留学から帰ってきた後はバーンアウトになりたくなくて、留学中からバイトを探し帰国してから約2週間後に働き始めましたね(笑)留学でオーガニックに興味を持っていたので、バイト先はオーガニックのレストランで働きました。また大学では、「人の幸せってなんなんだろう」と考えながら、興味がある授業を手当たり次第に受けていました。

何度も自分に繰り返し問いかけ、行動し続けた社会人

-すごく活力的に大学生活を過ごされたかと思います。社会人になってからの状況も知りたいです!

大学生活はすごくやり切りましたが、社会人3~4年目あたりまでは実はめちゃめちゃ凹んでいました…周りの方々が素晴らしく優秀で、さらに自分の成績が思うようについてこなかったりして存在意義が見出せず、かなり辛かったのを覚えています。

挫折経験も多く転職なども検討しましたが、改めて自分に「今ここで辞めて本当に満足なの?」と問いかけたときに、まだやり切れていないという思いが湧き上がってきました。この気持ちがある以上、転職してもまた同じことの繰り返しだと思い耐えていたら今に至りましたね(笑)

-中田さんの中で当時「まだやり切れていない」という答えを出された理由はあるんでしょうか?

そうですね、会社としてどういう人を求めているかという採用基準があると思いますが、自分を俯瞰的にみた時にその基準を満たせられているのかどうか自信がなかったからですね。今の会社から外に出たときに勝負できるのか不安はありました。

また、お世話になった人たちから背中を押してもらえるほどの貢献をしてから次のステージに進みたいと思っており、そのときは自分がまだそこまでのレベルに達していないと感じたのも理由の1つですね。

-ありがとうございます。ちなみに現在は働いている環境以外での活動もされていますが、どのようなきっかけで始められたのか教えてください。

仕事で壁にぶち当たり、この先どいう風に生きていくか、キャリアを積んでいくか悩む時期があり、視野を広げたいと思ったことがきっけですね。
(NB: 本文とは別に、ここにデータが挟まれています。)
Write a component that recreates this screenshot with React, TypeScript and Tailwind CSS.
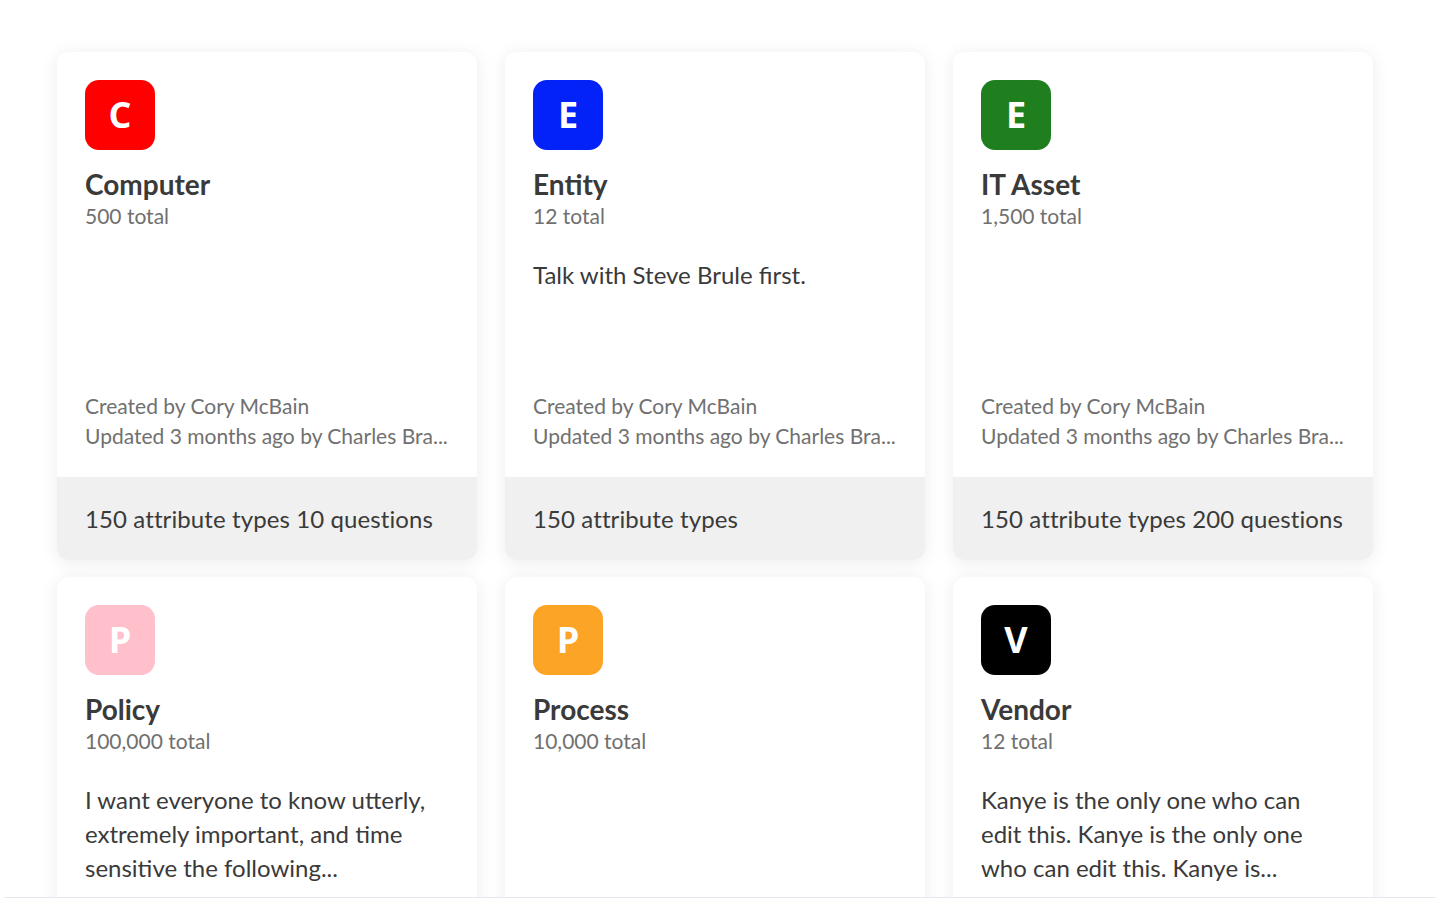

当時はクリエイターへの憧れが強く、クリエイターに囲まれる環境に身を置きたいと思いファッションの専門学校に進むことを決めました。

しかし、専門学校に行ったものの自分はクリエイターではないし、単なる自分探しで終わってしまうと思い1年休学しました。そして2021年復学し卒業しました!

香りでより美しい世の中へ

-おめでとうございます!調香を始めるきっかけは、ファッション専門学校に通っている時と同じタイミングだったのでしょうか?

調香はファッションの専門学校を休学しているときに始めました。当時は休学もしているし、仕事もうまくいっておらずこの先どうしようと考えていたときに、何がどう繋がったのかは正直自分でも分かりませんが「香りをしないといけない!」思いましたね(笑)

調香師についてたくさん調べ、いろんな先生方にも会いに行きました。そこで今の先生に出会いました!もともと香りは好きでしたが、香りが仕事になるなどは知らず、まずは自分を癒したり、何かを作るということに没頭したいなと思っていました。

-中田さんの行動力が素晴らしいです!そのエネルギー源はどこからきているんでしょうか?

劣等感です(笑)他人の素敵なところを見つけ出すのが得意なため、自分の至らなさを日々痛感しています。自分に対して掲げる理想が高いともいわれますが、至らない自分がすごく悔しいです。まだまだだと思うため努力し、磨きをかけていきたいという気持ちがエネルギーとなっています。他には深く関わっている人たちに対して恩返したいという気持ちもエネルギーの1つです。

また、調香師として経験を積み始めたタイミングで家族に対して香りを贈ったとき、鬱気味だった家族が行動や考え方が外向きになったという変化を見せてもらえてすごく感動したのを覚えています。香りが全てではないですが、1つのツールとして誰かの幸せに貢献できるかもしれないと思ったときに「これはやるしかない!」と感じました(笑)

-ありがとうございます。最後に今後の展望や目標について教えて下さい!

今後の展望は生涯現役で働きたいなということです。働くというのは、社会との接点であり、社会への恩返しだと思っているからです。また、香りを使ってより美しい世の中にしていけたらよいなと思っています!

-劣等感をプラスの方向に変えていける中田さんのエネルギーの使い方が素晴らしいです!これからも応援しています。